米原「「集大成」…野球を本気でやれる環境にいれるのが最後。中高と良いチームで野球ができたなというのがあって。大学はほんとに最後だから絶対に後悔したくない。今まで辿ってきた道のりっていうのは間違いじゃなかったと思えるくらいの最後にしたいから、頑張るっていう意味を込めて集大成。」
岡本「「自分史上最強」…野球を本気でやるのが最後っていうのはみんな一緒。せっかく10年以上野球してきたし1番良いパフォーマンスを。最後、アスリートとして最高の自分に仕上げたい。去年は三冠王もとったしバッティングだけでいったら関西で最強という自負はしているし、関西だけじゃなくて全国でも最強といわれるぐらい、他のチームにも一目置かれるくらい仕上げて全力でやっていきたいという思いを込めて、最強で。」
福井「「溌剌(はつらつ)」…小中高大とキャプテンをやってて大学が1番充実させたい、キャプテンはなんでも背中でひっぱれるような溌剌とした対応を振舞いたいという意味で。あと自分のことを知らない人に同志社の10番はオーラがあるなと言われたいので。立ち振る舞いであったり姿勢というのは意識したい部分であるので溌剌にしました。」
同志社のチームカラーとして伝統的に個性が挙げられるが、その個性派揃いを束ねるこの3人。今回の対談で彼らが幹部としてチームのことをいかに熱く想っているのかが伝わった。練習風景を見学させてもらった際の選手たちの活気や笑顔は彼らの日頃の努力によって生み出されていたのだと実感した。第三者から見ても楽しいのが伝わる彼らの野球が実を結び、全国制覇へと導いてくれることを願ってやまない。(聞き手 金川夏帆)
◯プロフィール
米原健太郎(スポーツ健康科学部3年/168㌢65㌔/奈良県立郡山高校)
甲子園出場経験はないが文武両道の高校でキャプテンを務め上げ同志社には一般受験で入学。
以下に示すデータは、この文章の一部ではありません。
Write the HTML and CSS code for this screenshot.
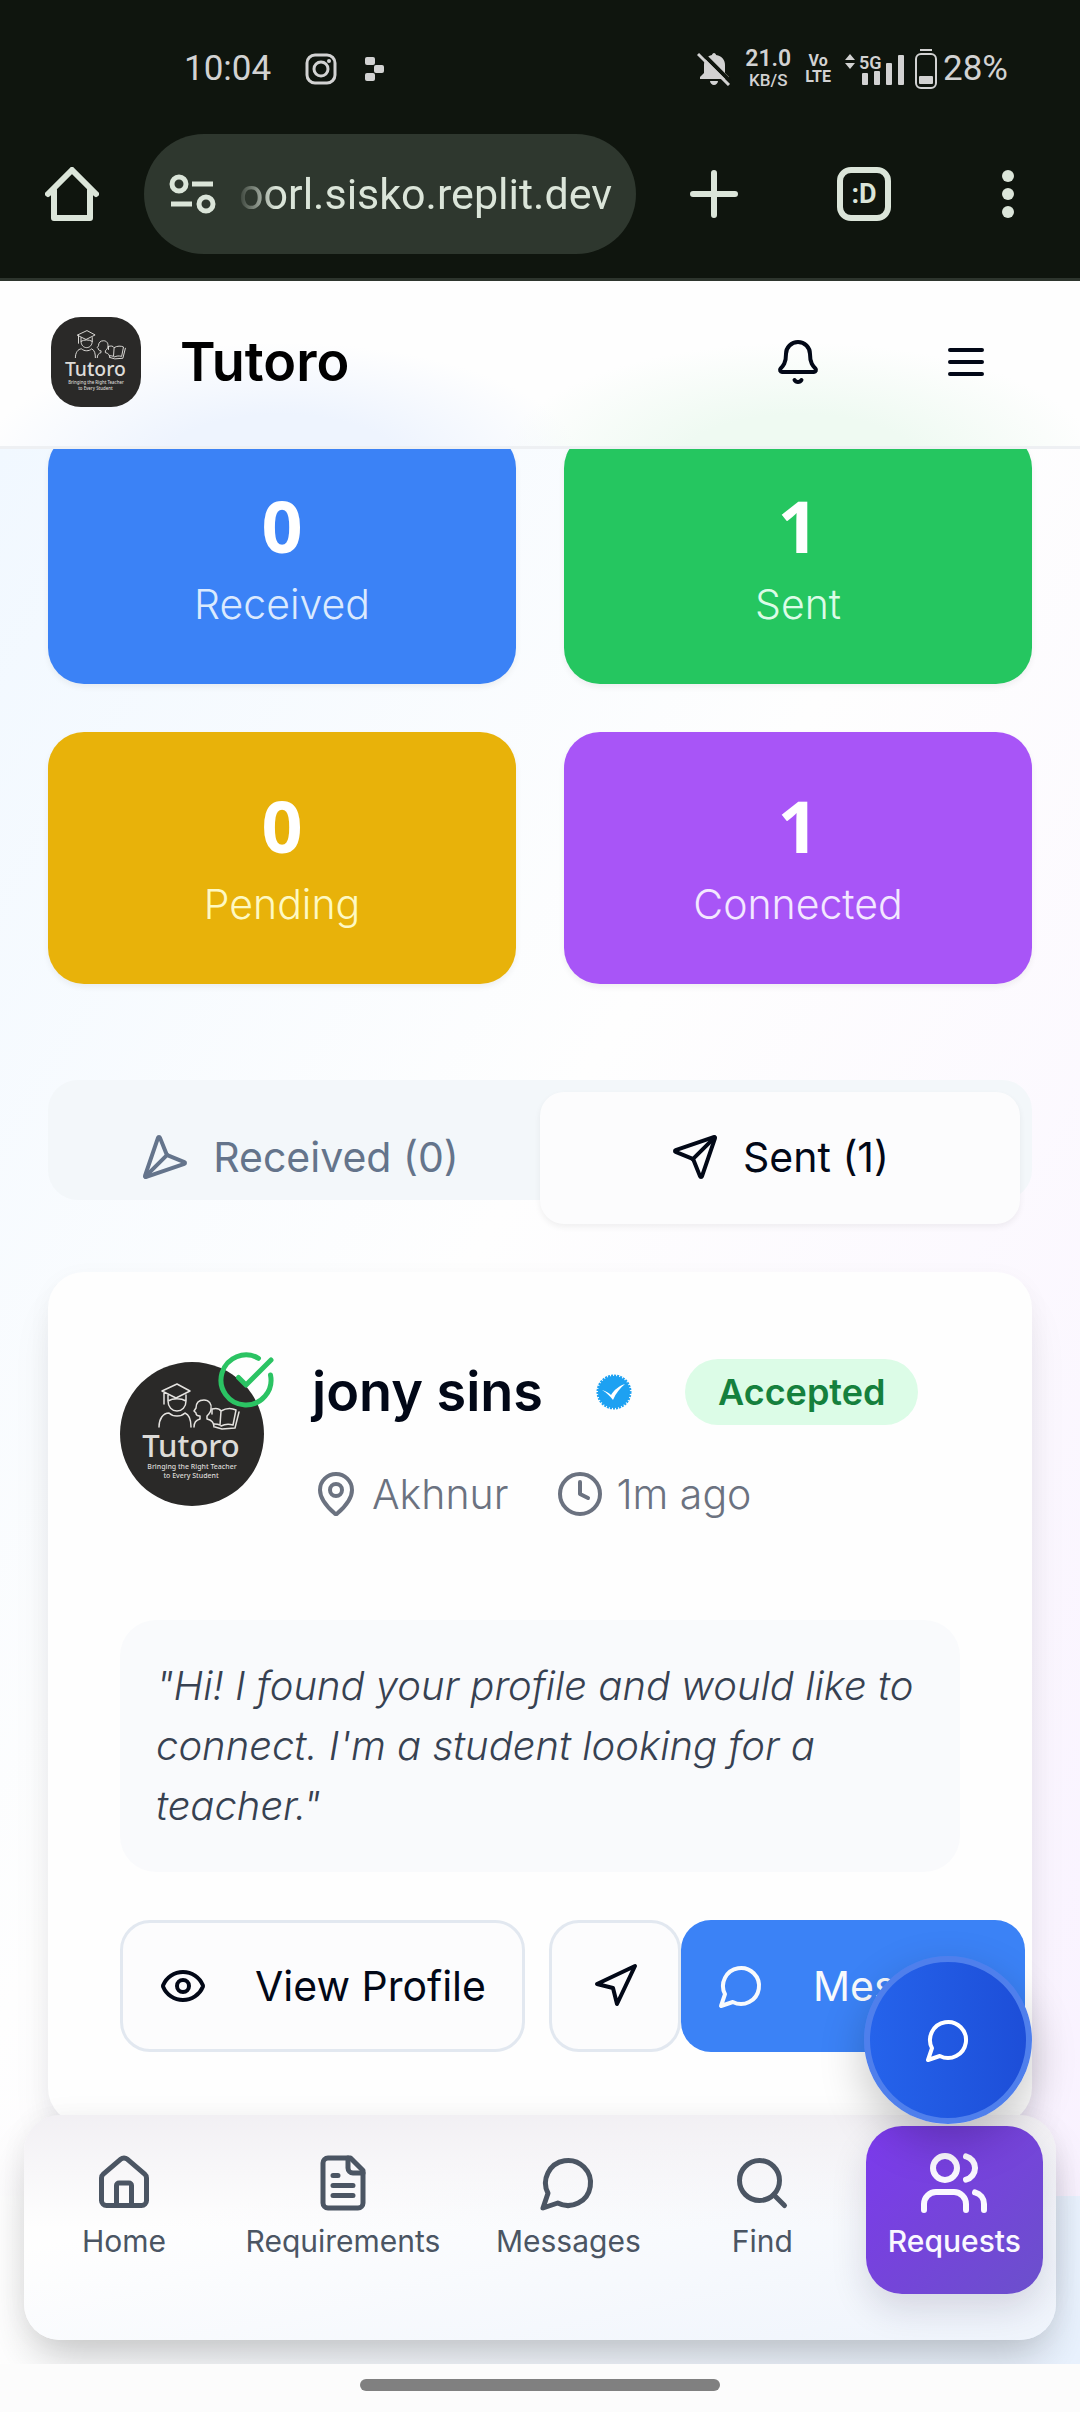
FILE: index.html
```html
<!DOCTYPE html>
<html lang="en">
<head>
<meta charset="utf-8">
<meta name="viewport" content="width=device-width, initial-scale=1">
<title>Tutoro – Requests</title>
<link rel="stylesheet" href="styles.css">
</head>
<body>
<svg class="sprite" aria-hidden="true">
  <symbol id="logo-art" viewBox="0 0 144 144">
    <rect width="144" height="144" fill="#2a2928"/>
    <g fill="none" stroke="#e4e2df" stroke-width="1.5" stroke-linecap="round" stroke-linejoin="round">
      <path d="M57 22 42 29l14 7 14-7zM44 30v12M48 33v6c5-3 13-3 18 0v-6M48 39c0 6 4 10 9 10s9-4 9-10"/>
      <path d="M39 65c0-8 4-14 10-14 4 4 12 4 16 0 5 2 6 8 6 14"/>
      <path d="M74 65c0-4 2-7 6-8v-3c-2 0-4 0-4-3l-2-2 2-3c0-5 3-8 8-8 5 0 8 4 7 9 0 3-2 5-4 7v3c5 1 7 4 7 8"/>
      <path d="M92 47c4-1 7-1 9 2 5-3 11-3 15-1l-3 15c-4-1-8-1-12 1M101 49l-1 14c-2-1-4-1-6-1M92 47v5M95 65l7 2 13-1 4-16"/>
    </g>
  </symbol>
  <symbol id="i-send" viewBox="0 0 24 24"><path d="M14.536 21.686a.5.5 0 0 0 .937-.024l6.5-19a.496.496 0 0 0-.635-.635l-19 6.5a.5.5 0 0 0-.024.937l7.93 3.18a2 2 0 0 1 1.112 1.11z"/><path d="m21.854 2.147-10.94 10.939"/></symbol>
  <symbol id="i-chat" viewBox="0 0 24 24"><path d="M7.9 20A9 9 0 1 0 4 16.1L2 22Z"/></symbol>
</svg>

<div class="chrome">
  <div class="status">
    <span class="clock">10:04</span>
    <svg class="insta" width="32" height="32" viewBox="0 0 32 32" fill="none" stroke="#d2d2d2" stroke-width="3"><rect x="2" y="2" width="28" height="28" rx="8"/><circle cx="16" cy="16" r="7"/><circle cx="24" cy="8" r="2" fill="#d2d2d2" stroke="none"/></svg>
    <svg class="blocks" width="20" height="24" viewBox="0 0 20 24" fill="#d2d2d2"><rect width="10" height="8" rx="2"/><rect x="9" y="8" width="10" height="8" rx="2"/><rect y="16" width="10" height="8" rx="2"/></svg>
    <svg class="muted" width="34" height="34" viewBox="0 0 34 34"><path d="M17 1c1 0 2 1 2 2 6 1 9 5 9 10v8l4 4v2H3v-2l4-4v-8c0-5 3-9 8-10 0-1 1-2 2-2zM13 29h8c0 2-2 4-4 4s-4-2-4-4z" fill="#d2d2d2"/><path d="M3 -1 36 32" stroke="#0f150e" stroke-width="4"/><path d="M1 2 32 33" stroke="#d2d2d2" stroke-width="3"/></svg>
    <span class="speed"><b>21.0</b><small>KB/S</small></span>
    <span class="volte"><span>Vo</span><span>LTE</span></span>
    <svg class="signal" width="62" height="34" viewBox="0 0 62 34" fill="#d2d2d2"><path d="M0 8l5-6 5 6zM0 11h10l-5 6z"/><text x="14" y="17" class="five-g">5G</text><rect x="17" y="21" width="6" height="12" rx="1"/><rect x="29" y="19" width="6" height="14" rx="1"/><rect x="41" y="11" width="6" height="22" rx="1"/><rect x="53" y="3" width="6" height="30" rx="1"/></svg>
    <svg class="battery" width="22" height="40" viewBox="0 0 22 40"><rect x="5" width="12" height="2" fill="#d2d2d2"/><rect x="1" y="5" width="20" height="34" rx="5" fill="none" stroke="#d2d2d2" stroke-width="2"/><rect x="4" y="27" width="14" height="8" rx="1" fill="#d2d2d2"/></svg>
    <span>28%</span>
  </div>
  <div class="toolbar">
    <button class="tool tool-home" aria-label="Home page"><svg width="54" height="54" viewBox="0 0 54 54" fill="none" stroke="#dbe5d9" stroke-width="6" stroke-linecap="round" stroke-linejoin="round"><path d="M3 27 27 3l24 24M9 23v28h36V23"/></svg></button>
    <div class="address">
      <svg width="48" height="48" viewBox="0 0 48 48" fill="none" stroke="#dbe5d9" stroke-width="5"><circle cx="11" cy="14" r="7"/><path d="M24 14h21M3 34h21"/><circle cx="38" cy="34" r="7"/></svg>
      <input class="url" type="text" value="oorl.sisko.replit.dev" aria-label="Address">
    </div>
    <button class="tool tool-new" aria-label="New tab"><svg width="48" height="48" viewBox="0 0 48 48" stroke="#dbe5d9" stroke-width="6" stroke-linecap="round"><path d="M24 3v42M3 24h42"/></svg></button>
    <button class="tool" aria-label="Tabs"><span class="tabs-count">:D</span></button>
    <button class="tool" aria-label="Menu"><svg width="12" height="48" viewBox="0 0 12 48" fill="#dbe5d9"><circle cx="6" cy="6" r="6"/><circle cx="6" cy="24" r="6"/><circle cx="6" cy="42" r="6"/></svg></button>
  </div>
</div>

<header class="header">
  <svg class="brand-logo" viewBox="0 0 144 144" role="img" aria-label="Tutoro logo">
    <use href="#logo-art"/>
    <text x="71" y="95" class="logo-word">Tutoro</text>
    <text x="72" y="107" class="logo-line">Bringing the Right Teacher</text>
    <text x="71" y="116" class="logo-line">to Every Student</text>
  </svg>
  <h1 class="brand">Tutoro</h1>
  <div class="header-actions">
    <button class="header-btn" aria-label="Notifications"><svg class="icon" viewBox="0 0 24 24"><path d="M10.268 21a2 2 0 0 0 3.464 0"/><path d="M3.262 15.326A1 1 0 0 0 4 17h16a1 1 0 0 0 .74-1.673C19.41 13.956 18 12.499 18 8A6 6 0 0 0 6 8c0 4.499-1.411 5.956-2.738 7.326"/></svg></button>
    <button class="header-btn" aria-label="Open menu"><svg class="icon" viewBox="0 0 24 24"><path d="M4 6h16M4 12h16M4 18h16"/></svg></button>
  </div>
</header>

<main class="main">
  <section class="stats">
    <div class="stat blue"><strong>0</strong><span>Received</span></div>
    <div class="stat green"><strong>1</strong><span>Sent</span></div>
    <div class="stat yellow"><strong>0</strong><span>Pending</span></div>
    <div class="stat purple"><strong>1</strong><span>Connected</span></div>
  </section>

  <div class="tabs" role="tablist">
    <button class="tab" role="tab" aria-selected="false"><svg class="icon flipped"><use href="#i-send"/></svg>Received (0)</button>
    <button class="tab active" role="tab" aria-selected="true"><svg class="icon"><use href="#i-send"/></svg>Sent (1)</button>
  </div>

  <article class="card">
    <div class="person">
      <div class="avatar">
        <svg class="avatar-pic" viewBox="0 0 144 144" role="img" aria-label="jony sins">
          <use href="#logo-art"/>
          <text x="71" y="95" class="logo-word">Tutoro</text>
          <text x="72" y="107" class="logo-line">Bringing the Right Teacher</text>
          <text x="71" y="116" class="logo-line">to Every Student</text>
        </svg>
        <svg class="avatar-check" viewBox="0 0 24 24"><path d="M21.801 10A10 10 0 1 1 17 3.335"/><path d="m9 11 3 3L22 4"/></svg>
      </div>
      <div class="about">
        <div class="name-row">
          <h2 class="name">jony sins</h2>
          <svg class="verified" viewBox="0 0 36 36"><circle cx="18" cy="18" r="16" fill="#1da1f2"/><circle cx="18" cy="18" r="16" fill="none" stroke="#1da1f2" stroke-width="3" stroke-dasharray="2 1"/><path d="M6 16c4 1 7 3 9 5 3-5 8-9 14-11-5 4-9 9-12 16-3-4-6-7-11-10z" fill="#fff"/></svg>
          <span class="badge">Accepted</span>
        </div>
        <div class="meta">
          <span><svg class="icon" viewBox="0 0 24 24"><path d="M20 10c0 4.993-5.539 10.193-7.399 11.799a1 1 0 0 1-1.202 0C9.539 20.193 4 14.993 4 10a8 8 0 0 1 16 0"/><circle cx="12" cy="10" r="3"/></svg>Akhnur</span>
          <span><svg class="icon" viewBox="0 0 24 24"><circle cx="12" cy="12" r="10"/><path d="M12 6v6l4 2"/></svg>1m ago</span>
        </div>
      </div>
    </div>
    <blockquote class="quote">"Hi! I found your profile and would like to connect. I'm a student looking for a teacher."</blockquote>
    <div class="actions">
      <button class="btn"><svg class="icon" viewBox="0 0 24 24"><path d="M2.062 12.348a1 1 0 0 1 0-.696 10.75 10.75 0 0 1 19.876 0 1 1 0 0 1 0 .696 10.75 10.75 0 0 1-19.876 0"/><circle cx="12" cy="12" r="3"/></svg>View Profile</button>
      <div class="btn-pair">
        <button class="btn square" aria-label="Directions"><svg class="icon" viewBox="0 0 24 24"><path d="M3 11 22 2l-9 19-2-8z"/></svg></button>
        <button class="btn primary"><svg class="icon"><use href="#i-chat"/></svg>Message</button>
      </div>
    </div>
  </article>

  <nav class="nav">
    <a class="nav-item" href="#home"><svg class="nav-icon" viewBox="0 0 24 24"><path d="M15 21v-8a1 1 0 0 0-1-1h-4a1 1 0 0 0-1 1v8"/><path d="M3 10a2 2 0 0 1 .709-1.528l7-5.999a2 2 0 0 1 2.582 0l7 5.999A2 2 0 0 1 21 10v9a2 2 0 0 1-2 2H5a2 2 0 0 1-2-2z"/></svg>Home</a>
    <a class="nav-item" href="#requirements"><svg class="nav-icon" viewBox="0 0 24 24"><path d="M15 2H6a2 2 0 0 0-2 2v16a2 2 0 0 0 2 2h12a2 2 0 0 0 2-2V7Z"/><path d="M14 2v4a2 2 0 0 0 2 2h4M10 9H8M16 13H8M16 17H8"/></svg>Requirements</a>
    <a class="nav-item" href="#messages"><svg class="nav-icon"><use href="#i-chat"/></svg>Messages</a>
    <a class="nav-item" href="#find"><svg class="nav-icon" viewBox="0 0 24 24"><circle cx="11" cy="11" r="8"/><path d="m21 21-4.3-4.3"/></svg>Find</a>
    <a class="nav-item current" href="#requests"><svg class="nav-icon" viewBox="0 0 24 24"><path d="M16 21v-2a4 4 0 0 0-4-4H6a4 4 0 0 0-4 4v2"/><circle cx="9" cy="7" r="4"/><path d="M22 21v-2a4 4 0 0 0-3-3.870M16 3.130a4 4 0 0 1 0 7.750"/></svg>Requests</a>
  </nav>
  <button class="fab" aria-label="Open chat"><svg class="icon"><use href="#i-chat"/></svg></button>
</main>

<div class="gesture"><span></span></div>
</body>
</html>
```
FILE: styles.css
```css
* { box-sizing: border-box; }

body {
  margin: 0;
  min-height: 100vh;
  display: flex;
  flex-direction: column;
  font-family: "Inter", "Noto Sans", sans-serif;
  font-size: 41px;
  line-height: 60px;
  color: #020817;
  background: #fcfcfc;
}

button, input {
  margin: 0;
  padding: 0;
  border: 0;
  background: none;
  font: inherit;
  color: inherit;
}

h1, h2, blockquote { margin: 0; }

.sprite { position: absolute; width: 0; height: 0; }
.logo-word { font: 500 31px "Noto Sans", sans-serif; fill: #dddbd8; text-anchor: middle; }
.logo-line { font: 500 7px "Noto Sans", sans-serif; fill: #dddbd8; text-anchor: middle; }

.icon, .nav-icon, .avatar-check {
  flex: none;
  width: 48px;
  height: 48px;
  fill: none;
  stroke: currentColor;
  stroke-width: 2;
  stroke-linecap: round;
  stroke-linejoin: round;
}

/* Phone status bar and browser toolbar */
.chrome {
  background: #0f150e;
  border-bottom: 3px solid #2d352d;
  font-family: "Roboto", sans-serif;
}

.status {
  display: flex;
  align-items: center;
  height: 110px;
  padding: 27px 72px 0 184px;
  font-size: 35px;
  line-height: 40px;
  color: #d2d2d2;
}
.insta { margin-left: 34px; }
.blocks { margin-left: 28px; }
.muted { margin-left: auto; }
.speed { display: flex; flex-direction: column; align-items: center; margin-left: 14px; }
.speed b { font-size: 23px; line-height: 22px; font-weight: 600; }
.speed small { font-size: 17px; line-height: 20px; font-weight: 500; }
.volte { display: flex; flex-direction: column; align-items: center; margin: 0 14px; font-size: 16px; line-height: 16px; font-weight: 700; }
.five-g { font: 600 18px "Roboto", sans-serif; }
.battery { margin: 0 6px 0 8px; }

.toolbar { display: flex; align-items: center; height: 168px; }
.tool { display: flex; align-items: center; justify-content: center; width: 144px; height: 120px; }
.tool-new { width: 156px; }
.address {
  flex: 1;
  min-width: 0;
  display: flex;
  align-items: center;
  gap: 20px;
  height: 120px;
  padding: 0 24px;
  border-radius: 60px;
  background: #2e372e;
}
.address svg { flex: none; }
.url {
  flex: 1;
  min-width: 0;
  font-size: 43px;
  text-align: right;
  color: #dbe5d9;
  -webkit-mask-image: linear-gradient(to right, transparent, #000 40px);
  mask-image: linear-gradient(to right, transparent, #000 40px);
}
.tabs-count {
  width: 54px;
  height: 54px;
  border: 6px solid #dbe5d9;
  border-radius: 14px;
  font-size: 27px;
  line-height: 42px;
  font-weight: 700;
  color: #dbe5d9;
}

/* App header */
.header {
  display: flex;
  align-items: center;
  gap: 39px;
  height: 168px;
  padding: 0 54px 3px 51px;
  border-bottom: 3px solid #eef0f3;
  background:
    radial-gradient(ellipse 300px 120px at 26% 110%, #eef4fe 40%, transparent),
    radial-gradient(ellipse 300px 120px at 74% 110%, #effaf2 40%, transparent),
    #fefefe;
}
.brand-logo { width: 90px; height: 90px; border-radius: 30px; }
.brand { flex: 1; font-size: 54px; line-height: 72px; font-weight: 600; color: #000; }
.header-actions { display: flex; gap: 48px; }
.header-btn { display: flex; align-items: center; justify-content: center; width: 120px; height: 120px; }

/* Scrolled content */
.main {
  position: relative;
  flex: 1;
  padding: 0 48px 240px;
  overflow: hidden;
  background:
    linear-gradient(to bottom right, #f1f8ff, #fefefe 45%, #f9f2ff) top / 100% calc(100% - 168px) no-repeat,
    linear-gradient(to right, #fefefe, #e9f2fe);
}

.stats {
  display: grid;
  grid-template-columns: 1fr 1fr;
  gap: 48px;
  margin-top: -17px;
}
.stat {
  display: flex;
  flex-direction: column;
  align-items: center;
  gap: 4px;
  padding: 48px 48px 50px;
  border-radius: 36px;
  box-shadow: 0 3px 6px rgba(0, 0, 0, .06);
  font-weight: 300;
}
.stat strong { font: 700 72px/90px "Noto Sans", sans-serif; color: #fff; }
.blue { background: #3b82f6; color: #dbeafe; }
.green { background: #25c660; color: #dcfce7; }
.yellow { background: #e8b20a; color: #fef9c3; }
.purple { background: #a855f7; color: #f3e8ff; }

.tabs {
  display: grid;
  grid-template-columns: 1fr 1fr;
  height: 120px;
  margin-top: 96px;
  padding: 12px;
  border-radius: 30px;
  background: #f3f7fa;
}
.tab {
  display: flex;
  align-items: center;
  justify-content: center;
  gap: 24px;
  height: 132px;
  padding-bottom: 3px;
  border-radius: 24px;
  color: #64748b;
}
.tab.active { background: #fcfcfd; color: #020817; box-shadow: 0 3px 6px rgba(0, 0, 0, .06); }
.flipped { transform: rotate(180deg); }

.card {
  margin-top: 72px;
  padding: 72px;
  border-radius: 36px;
  background: #fefefe;
  box-shadow: 0 30px 45px -9px rgba(20, 10, 40, .1), 0 6px 24px rgba(20, 10, 40, .04);
}
.person { display: flex; align-items: center; gap: 48px; }
.avatar { position: relative; flex: none; width: 144px; height: 144px; }
.avatar-pic { width: 144px; height: 144px; border-radius: 50%; }
.avatar-check { position: absolute; top: -12px; right: -12px; width: 60px; height: 60px; color: #2bc363; }
.about { display: flex; flex-direction: column; gap: 24px; }
.name-row { display: flex; align-items: center; gap: 53px; height: 96px; }
.name { font-size: 54px; line-height: 84px; font-weight: 600; white-space: nowrap; }
.verified { flex: none; width: 36px; height: 36px; }
.badge {
  padding: 9px 33px;
  border-radius: 33px;
  background: #dcfce7;
  font-size: 36px;
  line-height: 48px;
  font-weight: 600;
  color: #15803d;
}
.meta { display: flex; gap: 48px; font-weight: 300; color: #6b7280; }
.meta span { display: flex; align-items: center; gap: 12px; }

.quote {
  margin-top: 96px;
  padding: 36px;
  border-radius: 36px;
  background: #f9fafc;
  font-size: 40px;
  font-weight: 300;
  font-style: italic;
  color: #374151;
}

.actions { display: flex; gap: 24px; margin-top: 48px; }
.btn-pair { display: flex; }
.btn {
  display: flex;
  flex: none;
  align-items: center;
  gap: 48px;
  height: 132px;
  padding: 0 36px;
  border: 3px solid #e2e8f0;
  border-radius: 30px;
  background: #fcfcfd;
  white-space: nowrap;
}
.btn.square { width: 132px; padding: 0; justify-content: center; }
.btn.primary { border: 0; background: #3b82f6; color: #f8fafc; }

/* Floating elements */
.nav {
  position: absolute;
  left: 24px;
  right: 24px;
  bottom: 24px;
  display: flex;
  justify-content: space-between;
  height: 225px;
  padding: 11px 13px 0 16px;
  border-radius: 36px;
  background:
    linear-gradient(to bottom, rgba(241, 239, 243, .95), rgba(252, 252, 254, 0) 50%),
    linear-gradient(to bottom right, #fefefe 30%, #eff4fc);
  box-shadow: 0 24px 45px -9px rgba(0, 0, 0, .22), 0 0 30px rgba(0, 0, 0, .04);
}
.nav-item {
  display: flex;
  flex-direction: column;
  align-items: center;
  gap: 6px;
  min-width: 168px;
  height: 168px;
  padding: 27px 18px 0;
  border-radius: 36px;
  font-size: 30px;
  line-height: 45px;
  font-weight: 400;
  color: #4b5563;
  text-decoration: none;
}
.nav-icon { width: 60px; height: 60px; }
.nav-item.current {
  padding: 21px 22px 0;
  gap: 0;
  background: linear-gradient(135deg, #7c3aed, #7544da 50%, #6b50cc);
  box-shadow: 0 15px 36px rgba(30, 20, 60, .14);
  font-weight: 500;
  color: #faf8ff;
}
.current .nav-icon { width: 72px; height: 72px; }

.fab {
  position: absolute;
  right: 48px;
  bottom: 240px;
  display: flex;
  align-items: center;
  justify-content: center;
  width: 168px;
  height: 168px;
  border: 6px solid #4f7fec;
  border-radius: 50%;
  background: linear-gradient(to right, #2563eb, #1d4ed8);
  box-shadow: 0 18px 45px rgba(0, 0, 0, .22);
  color: #fff;
}

/* System gesture bar */
.gesture { display: flex; justify-content: center; height: 48px; padding-top: 15px; background: #fcfcfc; }
.gesture span { width: calc(100% / 3); height: 12px; border-radius: 6px; background: #808080; }
```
ポジションはキャッチャー。
岡本拓朗(商学部3年/193㌢80㌔/三重高校)
第84回春の選抜で主将として甲子園に出場し同志社には推薦で入学。恵まれた体格で手足も長いがバットコントロールに長けておりチームでは不動の4番。大学1年から試合に出場し昨春には三冠王を獲得した。ポジションはライト。
福井真吾(商学部3年/176㌢66㌔/近江高校)
岡本と同じく第84回春の選抜で主将として甲子園に出場し推薦で入学。「とにかく自分が出塁して流れを作る」。彼が毎試合意気込みを語る上で出てくる言葉だ。ひたむきな姿勢でチームをけん引し、昨年は春夏ともに打者十傑に選ばれた。ポジションはセカンド。